Willis is Frank Moses, an impossible to beat superspy, unceremoniously forced out of federal service. He now sits in his quiet suburban home and stews. He strikes up a semi-serious phone rapport with Parker’s dowdy Sarah, and it’s not long before his top secret past comes back to bite them both. Goons try to kill him, and when they discover his link to the little lady, she’s in danger too. Looking up old information expert Joe (Freeman, in a retirement home) and crazed conspiracy theorist and acid casualty Marvin (Malkovich), Frank determines that the agency – in the guise of Urban’s cold, calculated Cooper – is trying to ‘eliminate’ them for their part in a South American sting gone very, very bad. With the help of Mirren’s Victoria and a former Russian enemy/now ally (Brian Cox), they discover a link to a rich industrialist (Dreyfus), and the Vice President of the United States. For Moses, the answer is clear: assassinate the VP, clear their names, and end this nonsense once and for all.
Red takes its time getting started, using every bit of its first half hour establishing the main personality quirks and potential dangers. It does so via deft acting turns from the main cast, as well as a lock jaw determination from the good “bad” guys. While Parker seems out of place most of the time, given over to histrionics that do little except try your patience, everyone else here is marvelous. Once we discover the real reason for all the gunplay, why Frank is a target instead of a trusted former member of the bureau, we enjoy ourselves even more. By the time Malkovich, Mirren and Cox arrive to class things up, we are with Red 100% – or perhaps 89.5%. It’s taken a while, and we’ve had to tolerate director Robert Schwentke’s lack of action spectacle, but with enigmatic stars like these, it’s almost impossible not to have a good if slightly goofy time.
Though loosely based on a graphic novel series by Warren Ellis and Cully Hamner, Red doesn’t carry any of the genre baggage that one sense from a Losers or some superhero epic. Instead, it’s more like Wanted – a twisty little take on the action film that finds a new way of investing cynical audiences in the larger than life stunt sturm and drang. Using the old coot vs. fresh meat conceit and populating the former with a fabulous collection of aging award winners, the movie makes its point in solid interaction and some decent set pieces. Don’t be fooled however – Schwentke has none of Timur Bekmambetov’s visual bravado, and the narrative is really nothing more than Sneakers retrofitted into an even more paranoid US vs. itself ideal. Still, there’s some solid stuff here.

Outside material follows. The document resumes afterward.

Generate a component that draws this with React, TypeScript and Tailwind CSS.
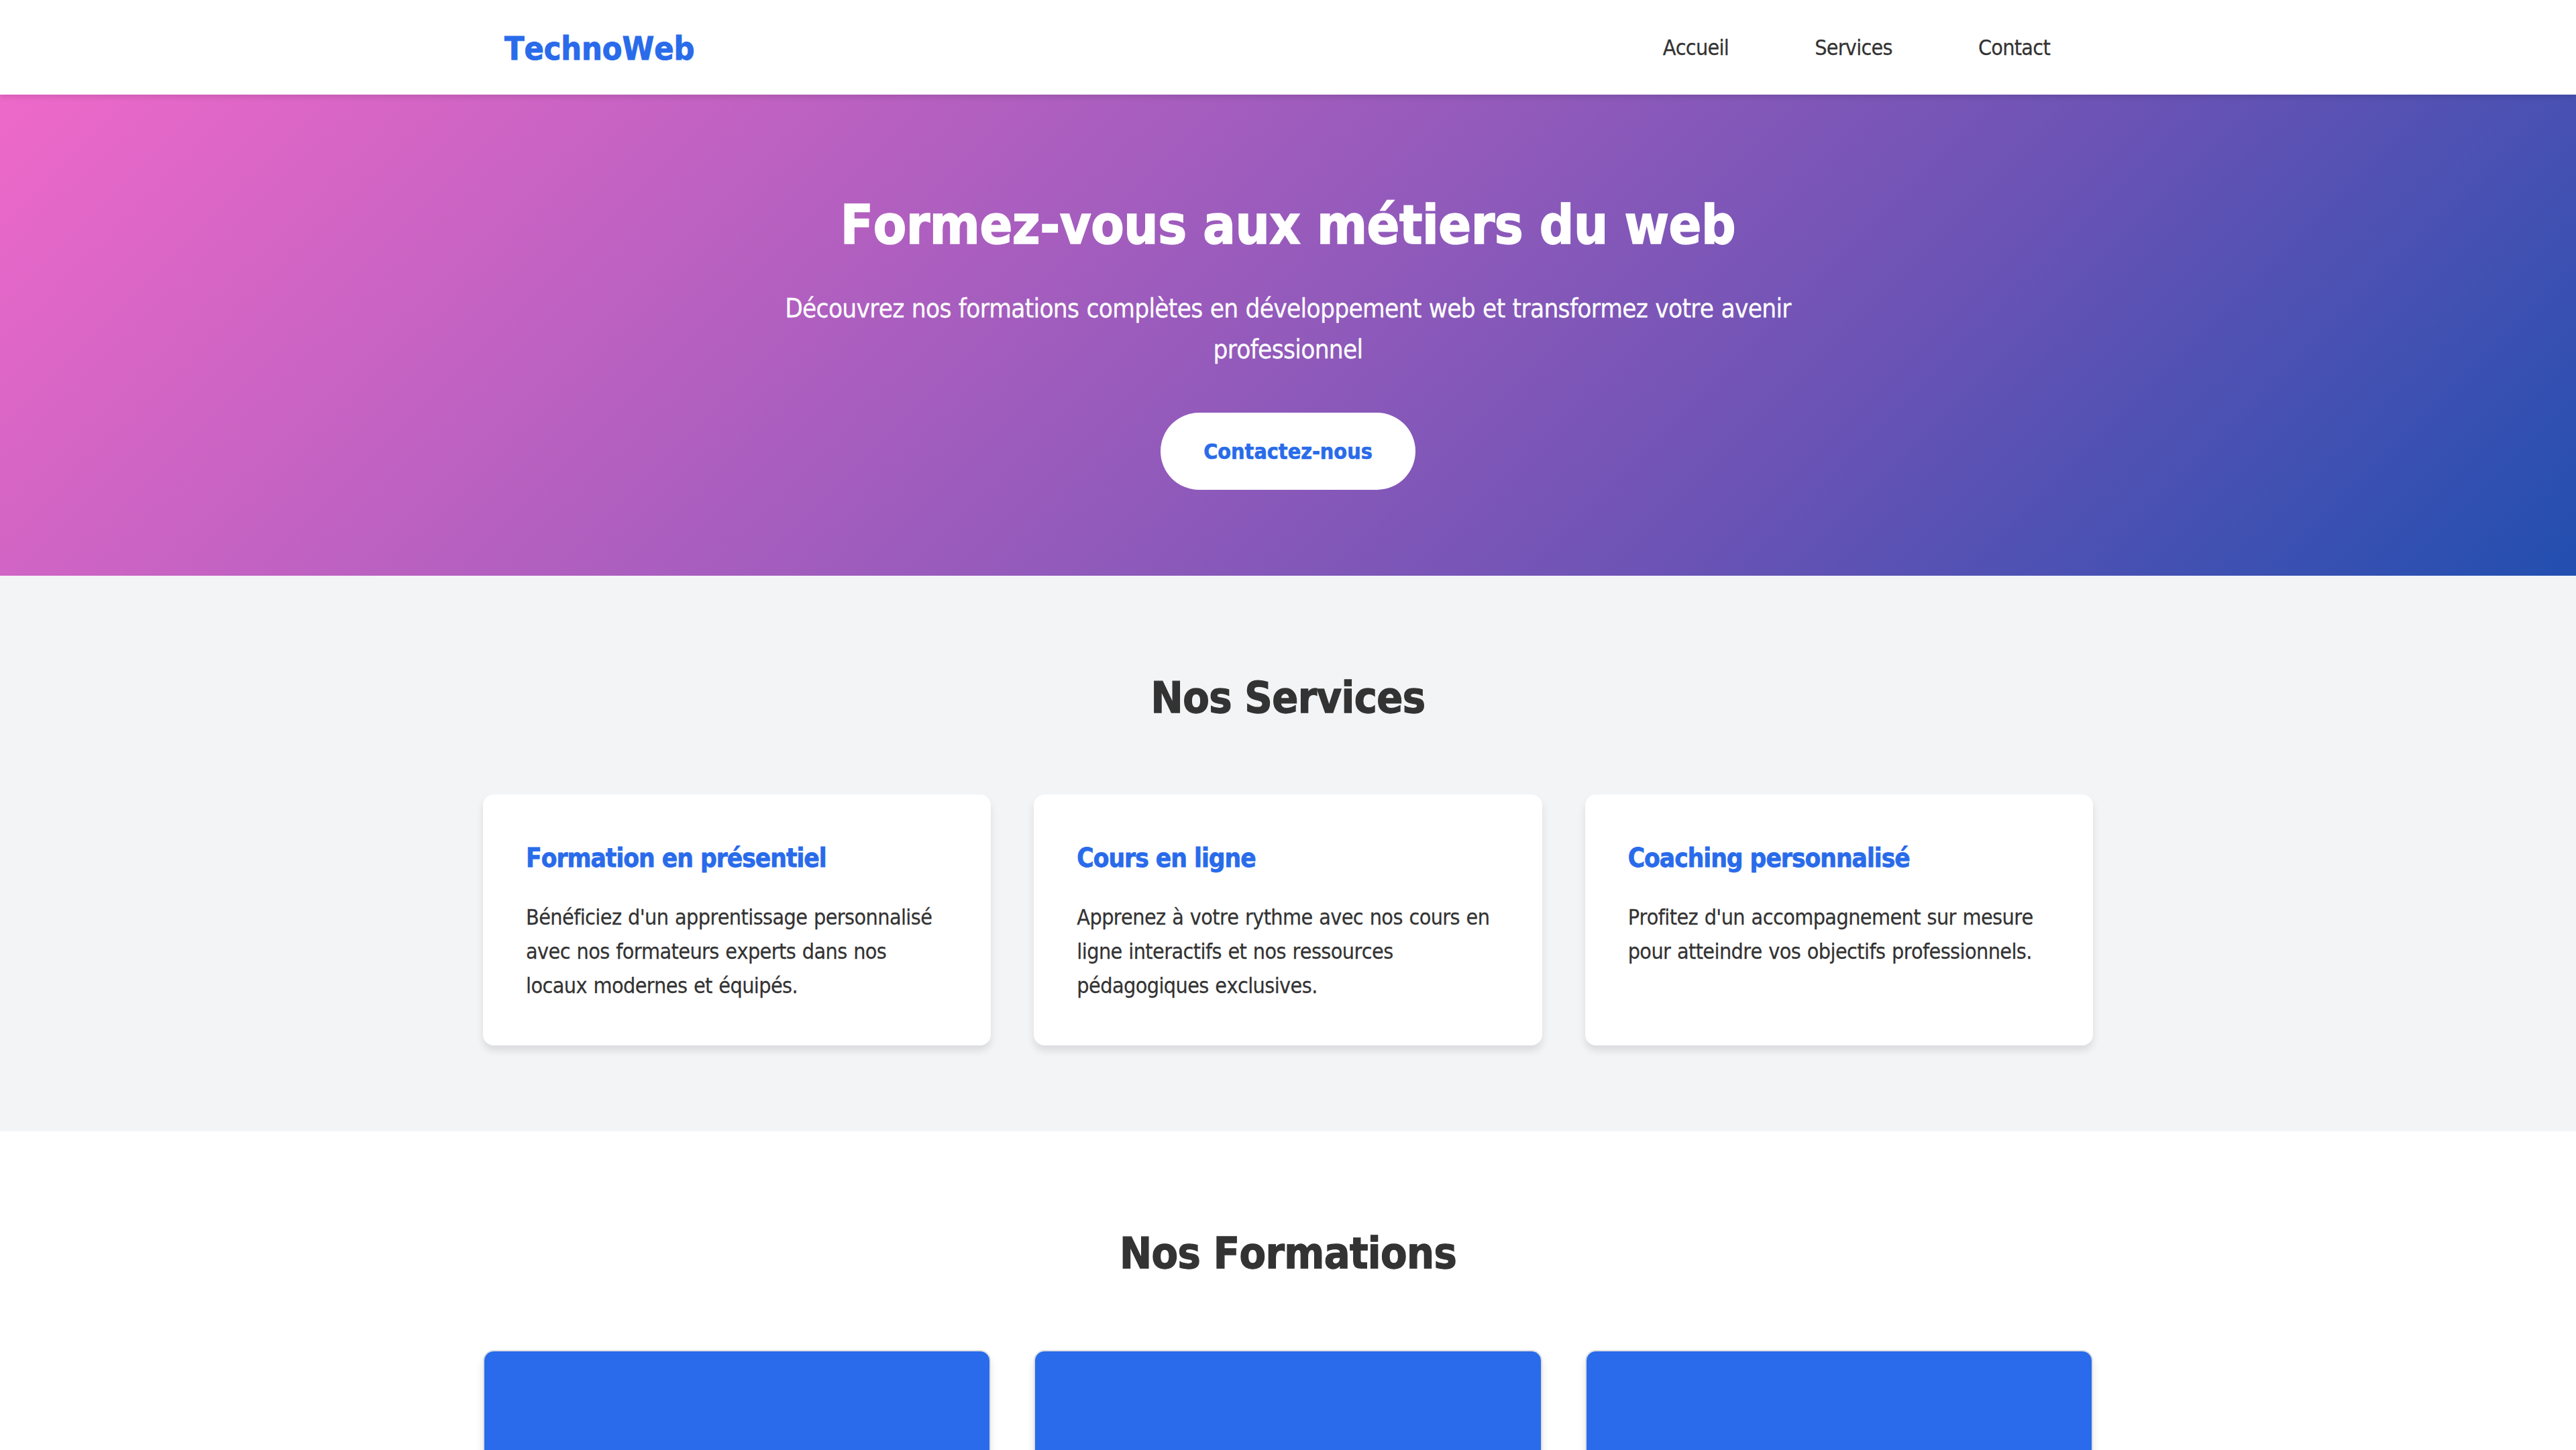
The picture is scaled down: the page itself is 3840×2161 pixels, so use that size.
const navLinks = [
  { label: "Accueil", href: "#accueil" },
  { label: "Services", href: "#services" },
  { label: "Contact", href: "#contact" },
];

const services = [
  {
    title: "Formation en présentiel",
    text: "Bénéficiez d'un apprentissage personnalisé avec nos formateurs experts dans nos locaux modernes et équipés.",
  },
  {
    title: "Cours en ligne",
    text: "Apprenez à votre rythme avec nos cours en ligne interactifs et nos ressources pédagogiques exclusives.",
  },
  {
    title: "Coaching personnalisé",
    text: "Profitez d'un accompagnement sur mesure pour atteindre vos objectifs professionnels.",
  },
];

const formations = ["html", "javascript", "react"];

const SectionTitle = ({ children }: { children: string }) => (
  <h2 className="mb-[90px] text-center text-[64px] leading-[108px] font-bold tracking-[-0.009em] [-webkit-text-stroke:0.02em]">
    {children}
  </h2>
);

const Header = () => (
  <header className="relative z-10 h-[141px] bg-white shadow-[0_4px_8px_rgba(0,0,0,0.1)]">
    <nav className="mx-auto flex h-full max-w-[2400px] items-center justify-between px-8 pt-[3px]">
      <div className="text-[48px] leading-[77px] font-bold text-[#296bea] [-webkit-text-stroke:0.02em]">
        TechnoWeb
      </div>
      <ul className="flex gap-16 tracking-[-0.022em]">
        {navLinks.map((link) => (
          <li key={link.label}>
            <a href={link.href} className="block px-8">
              {link.label}
            </a>
          </li>
        ))}
      </ul>
    </nav>
  </header>
);

const Hero = () => (
  <section
    id="accueil"
    className="flex h-[717px] flex-col items-center bg-linear-[135deg,#ee69c9,#925abb_50%,#6b53b5_70%,#224fb0] pt-32 text-center text-white"
  >
    <h1 className="mb-[26px] text-[80px] leading-[134px] font-bold tracking-[-0.005em] [-webkit-text-stroke:0.02em]">
      Formez-vous aux métiers du web
    </h1>
    <p className="mb-16 w-[1600px] text-[38.4px] leading-[61px] tracking-[-0.018em] [word-spacing:0.8px]">
      Découvrez nos formations complètes en développement web et transformez votre avenir professionnel
    </p>
    <a
      href="#contact"
      className="flex h-[115px] w-[380px] items-center justify-center rounded-full bg-white pt-0.5 font-bold text-[#296bea] [-webkit-text-stroke:0.02em]"
    >
      Contactez-nous
    </a>
  </section>
);

const Services = () => (
  <section id="services" className="h-[828px] bg-[#f3f4f6] pt-32">
    <SectionTitle>Nos Services</SectionTitle>
    <div className="mx-auto grid max-w-[2400px] grid-cols-3 gap-16">
      {services.map((service) => (
        <div
          key={service.title}
          className="h-[374px] rounded-2xl bg-white p-16 shadow-[0_8px_12px_rgba(0,0,0,0.1)]"
        >
          <h3 className="mb-[33px] text-[38.4px] leading-[61px] font-bold tracking-[-0.025em] text-[#296bea] [-webkit-text-stroke:0.02em]">
            {service.title}
          </h3>
          <p className="tracking-[-0.018em] [word-spacing:1px]">{service.text}</p>
        </div>
      ))}
    </div>
  </section>
);

const Formations = () => (
  <section id="formations" className="h-[475px] overflow-hidden bg-white pt-32">
    <SectionTitle>Nos Formations</SectionTitle>
    <div className="mx-auto grid max-w-[2400px] grid-cols-3 gap-16">
      {formations.map((formation) => (
        <div
          key={formation}
          className="overflow-hidden rounded-2xl border-2 border-[#dddee1] bg-white shadow-[0_8px_12px_rgba(0,0,0,0.1)]"
        >
          <div className="h-[400px] bg-[#296bea]" />
        </div>
      ))}
    </div>
  </section>
);

export default function App() {
  return (
    <div className="h-[2161px] overflow-hidden bg-white font-['DejaVu_Sans_Condensed','DejaVu_Sans',sans-serif] text-[32px] leading-[51.2px] text-[#333] [-webkit-text-stroke:0.008em] [font-kerning:none] [font-stretch:condensed]">
      <Header />
      <Hero />
      <Services />
      <Formations />
    </div>
  );
}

So where are the chinks in this otherwise steely entertainment armor? Well, for the most part, Parker stands out like a miscast sore thumb. While success on Showtime’s WEEDS may translate into name value, this is still the same actress who undermined such efforts as Bullets Over Broadway and Red Dragon. Along with equally unexceptional three named nonentity Penelope Anne Miller, her continuing celebrity remains a mystery, especially when placed alongside Willis, Malkovich, and Oscar holders like Mirren, Freeman, and Dreyfus. Similarly, some of the story is far too pat, prepared to show how badass our oldsters are while highlighting the incompetence of those several years their younger. We never fear for anyone’s life or legitimacy, even as the projectile holes are arguing otherwise.

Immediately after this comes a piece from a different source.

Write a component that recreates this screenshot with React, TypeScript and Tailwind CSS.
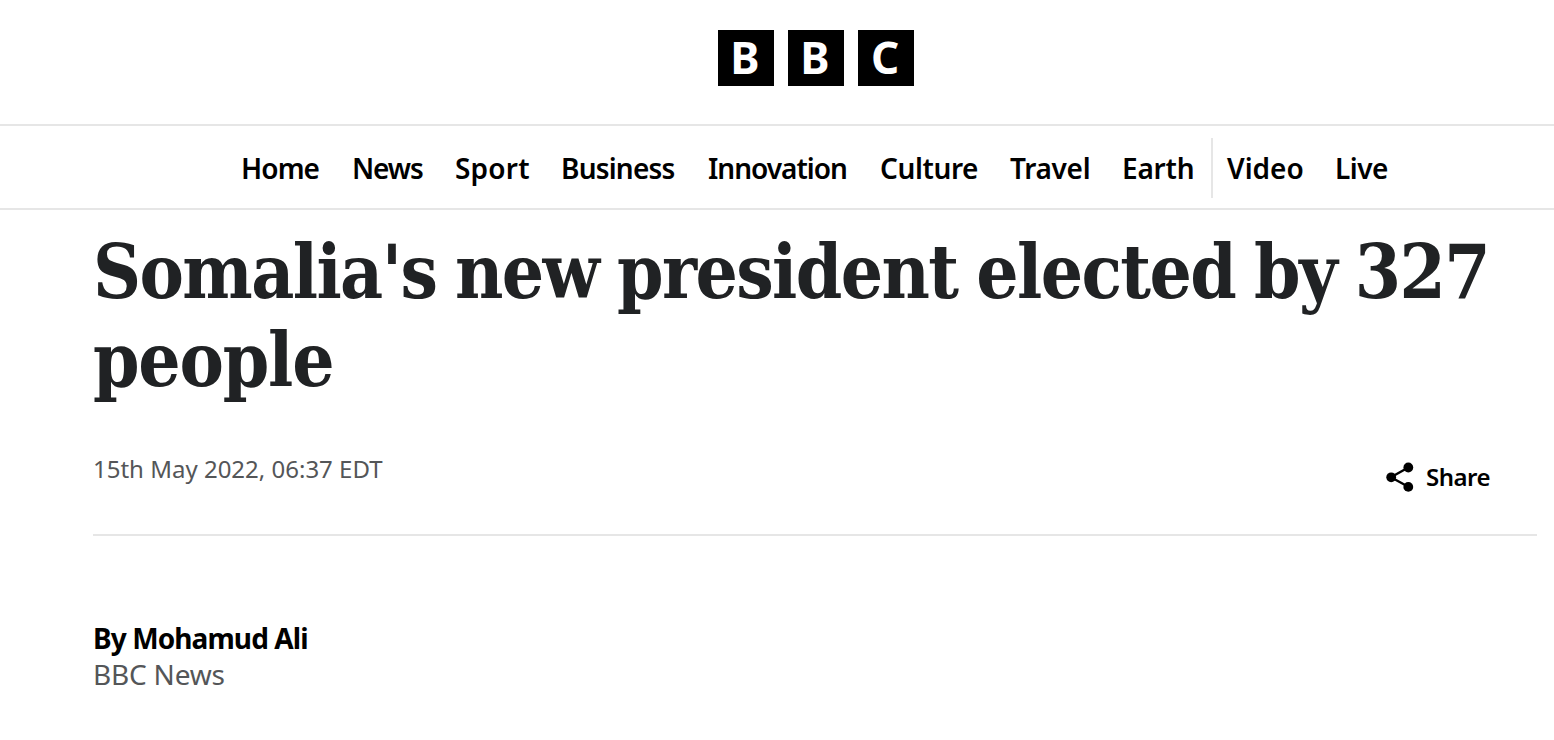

But the biggest problem here is a sense of redundancy. For all its inherent fun, Red feels like a serious contender for “been there, definitely done that” consideration. Even the scene where Willis and Urban go mano-y-mano in the close quarters of an office feels left over from another film. Since we really don’t go into their backstory, since the whole issue of what really happened in South America is glossed over with insinuation instead of specifics, we are left with star power and events of the present. Both are enough to get us past the various pitfalls – but just barely. In fact, you often get the impression that Red should be better – bolder, more anarchic in its pyrotechnic bombast. If casting were excitement, this movie would be too awesome to bear. Instead, it’s more of a mild than wild ride.
Still, seeing Mirren lay waste to a bunch of black suited bumblers with a combination grace and mega-machine gunning may be enough to get you over the knotty narrative rest stops. Like a geriatric version of kids playing cops and robbers, nothing in Red feels real, just relatively entertaining. We don’t mind the lapses in logic or logistics since the pace keeps putting the heroics horse before the cart. In the end, there’s is little here we haven’t seen before (especially for those who’ve followed Mirren’s career prior to her becoming the fictional face of Elizabeth II) and yet, it’s all done with such polished professional panache that it wins us over. There is a real crowd-pleaser element to the experience, a sense that everyone involved knows exactly how to play to the cheap seats centered within the Cineplex. At one time or another, everyone here has had their critical acclaim. It’s now time to kick some butt, and for the most part, Red relishes the opportunity.